Mayor of Mimasaka
- Incumbent
- Assumed office 30 March 2014
- Preceded by: Masao Michiue

Member of the House of Representatives
- In office 11 September 2005 – 21 July 2009
- Preceded by: Kazuoi Nose
- Succeeded by: Hiroki Hanasaki
- Constituency: Chūgoku PR

Mayor of Okayama
- In office 10 February 1999 – 25 August 2005
- Preceded by: Keisuke Ataka
- Succeeded by: Shigeo Takaya

Personal details
- Born: 28 April 1956 (age 70) Nishiawakura, Okayama, Japan
- Party: Liberal Democratic
- Other political affiliations: New Renaissance (2010)
- Alma mater: University of Tokyo

= Seiji Hagiwara =

Japanese politician (born 1956)

Seiji Hagiwara (萩原 誠司, Hagiwara Seiji) is a Japanese politician of the Liberal Democratic Party, a member of the House of Representatives in the Diet (national legislature) representing the Second District of Okayama Prefecture.
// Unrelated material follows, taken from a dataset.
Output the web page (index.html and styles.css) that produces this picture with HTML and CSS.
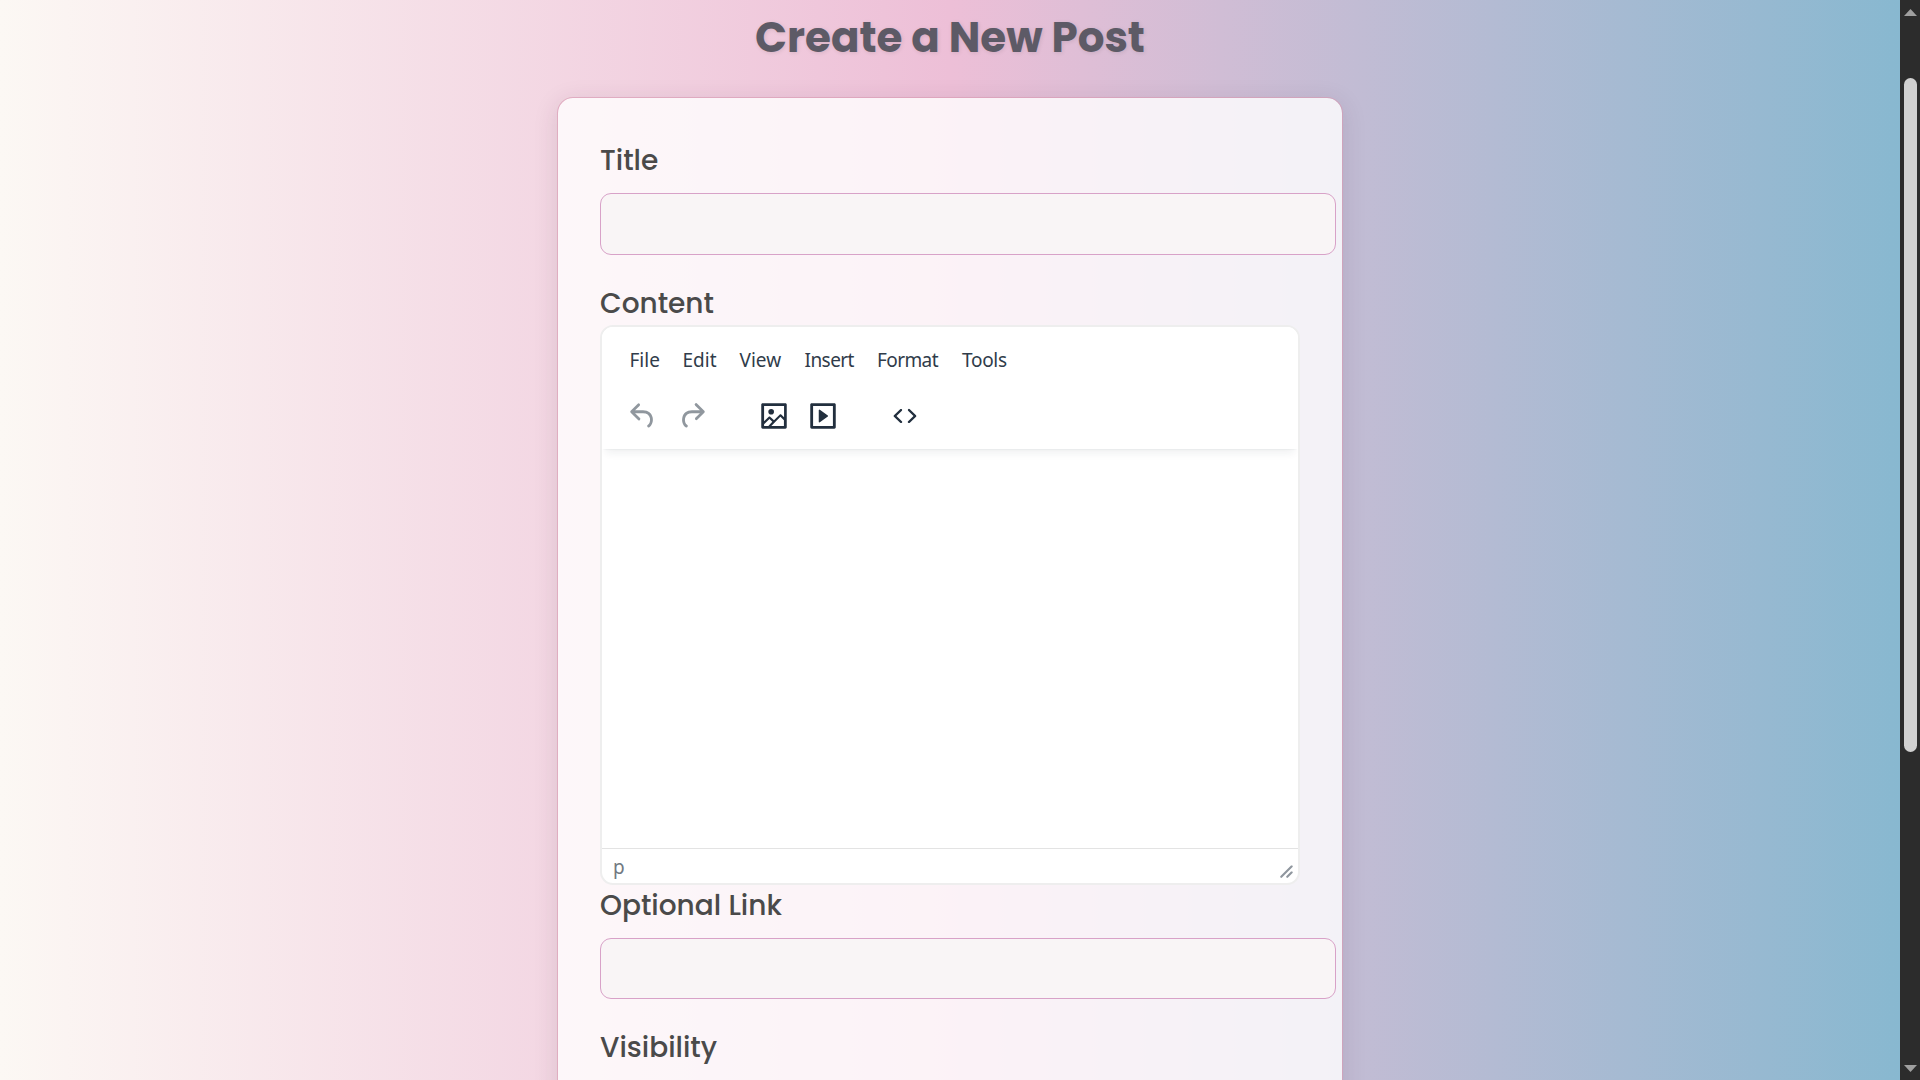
FILE: index.html
```html
<!DOCTYPE html>
<html lang="en">
<head>
<meta charset="utf-8">
<title>Create a New Post</title>
<link rel="stylesheet" href="styles.css">
</head>
<body>
<main class="page">
  <h1 class="heading">Create a New Post</h1>
  <form class="card">
    <label class="label label-title" for="title">Title</label>
    <input class="input" id="title" type="text">
    <label class="label label-content">Content</label>
    <div class="editor">
      <div class="editor-header">
        <nav class="menubar">
          <span class="file">File</span><span class="edit">Edit</span><span class="view">View</span><span class="insert">Insert</span><span class="format">Format</span><span class="tools">Tools</span>
        </nav>
        <div class="toolbar">
          <div class="group">
            <span class="tool disabled"><svg viewBox="0 0 24 24"><path d="M6.4 8H12c3.7 0 6.2 2 6.8 5.1.6 2.7-.4 5.6-2.3 6.8a1 1 0 0 1-1-1.8c1.1-.6 1.8-2.7 1.4-4.6-.5-2.1-2.1-3.5-4.9-3.5H6.4l3.3 3.3a1 1 0 1 1-1.4 1.4l-5-5a1 1 0 0 1 0-1.4l5-5a1 1 0 0 1 1.4 1.4L6.4 8Z"/></svg></span>
            <span class="tool disabled"><svg viewBox="0 0 24 24"><path d="M17.6 10H12c-2.8 0-4.4 1.4-4.9 3.5-.4 2 .3 4 1.4 4.6a1 1 0 1 1-1 1.8c-2-1.2-2.9-4.1-2.3-6.8.6-3 3-5.1 6.8-5.1h5.6l-3.3-3.3a1 1 0 1 1 1.4-1.4l5 5a1 1 0 0 1 0 1.4l-5 5a1 1 0 0 1-1.4-1.4l3.3-3.3Z"/></svg></span>
          </div>
          <div class="group">
            <span class="tool"><svg viewBox="0 0 24 24"><path fill-rule="evenodd" d="m5 15.7 3.3-3.2c.3-.3.7-.3 1 0L12 15l4.1-4c.3-.4.8-.4 1 0l2 1.9V5H5v10.7ZM5 18V19h3l2.8-2.9-2-2L5 17.9Zm14-3-2.5-2.4-6.4 6.5H19v-4ZM4 3h16c.6 0 1 .4 1 1v16c0 .6-.4 1-1 1H4a1 1 0 0 1-1-1V4c0-.6.4-1 1-1Zm6 8a2 2 0 1 0 0-4 2 2 0 0 0 0 4Z"/></svg></span>
            <span class="tool"><svg viewBox="0 0 24 24"><path fill-rule="evenodd" d="M4 3h16c.6 0 1 .4 1 1v16c0 .6-.4 1-1 1H4a1 1 0 0 1-1-1V4c0-.6.4-1 1-1Zm1 2v14h14V5H5Zm4.8 2.6 5.6 4a.5.5 0 0 1 0 .8l-5.6 4A.5.5 0 0 1 9 16V8a.5.5 0 0 1 .8-.4Z"/></svg></span>
          </div>
          <div class="group">
            <span class="tool"><svg viewBox="0 0 24 24"><path d="M9.8 15.7c.3.3.3.8 0 1-.3.4-.9.4-1.2 0l-4.4-4.1a.8.8 0 0 1 0-1.2l4.4-4.2c.3-.3.9-.3 1.2 0 .3.3.3.8 0 1.1L6 12l3.8 3.7ZM14.2 15.7c-.3.3-.3.8 0 1 .4.4.9.4 1.2 0l4.4-4.1c.3-.3.3-.8 0-1.2l-4.4-4.2a.8.8 0 0 0-1.2 0c-.3.3-.3.8 0 1.1L18 12l-3.8 3.7Z"/></svg></span>
          </div>
        </div>
      </div>
      <div class="editor-body"></div>
      <div class="statusbar">
        <span>p</span>
        <svg class="resize" viewBox="0 0 10 10"><path d="M8.1 1.1A.5.5 0 1 1 9 2l-7 7A.5.5 0 1 1 1 8l7-7ZM8.1 5.1A.5.5 0 1 1 9 6l-3 3A.5.5 0 1 1 5 8l3-3Z"/></svg>
      </div>
    </div>
    <label class="label label-link" for="link">Optional Link</label>
    <input class="input input-link" id="link" type="text">
    <label class="label label-visibility">Visibility</label>
  </form>
</main>
<aside class="scrollbar">
  <svg class="arrow" viewBox="0 0 13 7"><path d="M6.5 0 13 7H0Z"/></svg>
  <div class="track"><div class="thumb"></div></div>
  <svg class="arrow" viewBox="0 0 13 7"><path d="M0 0H13L6.5 7Z"/></svg>
</aside>
</body>
</html>
```
FILE: styles.css
```css
* { box-sizing: border-box; }

body {
  margin: 0;
  height: 1080px;
  overflow: hidden;
  display: flex;
  font-family: Poppins, Inter, "Open Sans", sans-serif;
}

.page {
  flex: 1;
  display: flex;
  flex-direction: column;
  align-items: center;
  overflow: hidden;
  background: linear-gradient(90deg, #fcf8f4 0%, #edbfd7 50%, #88b8d0 100%);
}

.heading {
  margin: 0;
  height: 97px;
  flex: none;
  padding-top: 8px;
  font-size: 42px;
  line-height: 60px;
  font-weight: 700;
  white-space: nowrap;
  color: #5d5a66;
  text-shadow: 1px 1px 4px rgba(0, 0, 0, 0.1);
}

.card {
  width: 786px;
  height: 1200px;
  flex: none;
  display: flex;
  flex-direction: column;
  align-items: flex-start;
  padding: 42px 42px 0;
  border: 1px solid rgba(214, 150, 175, 0.65);
  border-radius: 16px;
  background: rgba(255, 255, 255, 0.8);
  background-clip: padding-box;
  box-shadow: 0 5px 25px rgba(60, 40, 60, 0.13);
}

.label {
  height: 42px;
  line-height: 42px;
  font-size: 28px;
  font-weight: 500;
  color: #4a4a4a;
  white-space: nowrap;
}

.label-content { line-height: 44px; }
.label-visibility { line-height: 46px; }

.input {
  width: 736px;
  height: 62px;
  margin: 11px 0 27px;
  border: 1px solid #d8a2c8;
  border-radius: 11px;
  background: #f9f5f6;
  outline: none;
}

.input-link { height: 61px; margin: 11px 0 26px; }

.editor {
  width: 700px;
  height: 560px;
  margin-top: 1px;
  display: flex;
  flex-direction: column;
  border: 2px solid #eee;
  border-radius: 13px;
  background: #fff;
  overflow: hidden;
  font-family: "Segoe UI", "Noto Sans", sans-serif;
  color: #222f3e;
}

.editor-header {
  height: 122px;
  flex: none;
  padding-left: 16.5px;
  background: #fff;
  box-shadow: 0 2px 2px -2px rgba(34, 47, 62, 0.1), 0 8px 8px -4px rgba(34, 47, 62, 0.07);
}

.menubar {
  display: flex;
  padding: 16px 0 0 11px;
  font-size: 19px;
  line-height: 34px;
  color: #303c4a;
}

.file { width: 53px; }
.edit { width: 57px; }
.view { width: 65px; }
.insert { width: 72.5px; letter-spacing: -0.55px; }
.format { width: 85px; letter-spacing: -0.6px; }
.tools { letter-spacing: -0.3px; }

.toolbar {
  display: flex;
  gap: 33px;
  padding-top: 14px;
}

.group { display: flex; }

.tool {
  width: 49px;
  height: 50px;
  display: grid;
  place-items: center;
}

.tool svg { width: 34px; height: 34px; fill: #222f3e; }
.disabled svg { fill: rgba(34, 47, 62, 0.5); }

.editor-body { flex: 1; }

.statusbar {
  height: 35px;
  flex: none;
  display: flex;
  justify-content: space-between;
  padding: 0 4px 0 11px;
  border-top: 1px solid #e3e3e3;
  font-size: 19px;
  line-height: 37px;
  color: #717982;
}

.resize { width: 15px; height: 15px; margin-top: 15px; fill: #8f969e; }

.scrollbar {
  width: 20px;
  flex: none;
  display: flex;
  flex-direction: column;
  padding: 9px 3px 8px 4px;
  background: #2c2c2c;
}

.arrow { width: 13px; height: 7px; fill: #9f9f9f; }

.track { flex: 1; padding-top: 62px; }

.thumb { height: 674px; border-radius: 6.5px; background: #d1d1d1; }
```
A native of Nishiawakura, Okayama and graduate of the University of Tokyo he joined the Ministry of International Trade and Industry in 1980, attending Princeton University in the United States while in the ministry. At age 37, he was the deputy director in MITI's Industrial Policy Bureau. After leaving the ministry in 1998, he was elected for mayor of Okayama, Okayama in 1999, serving for two terms. In 2005 he was elected to House of Representatives for the first time. He represents the 2nd District of Okayama Prefecture, which includes the city of Okayama.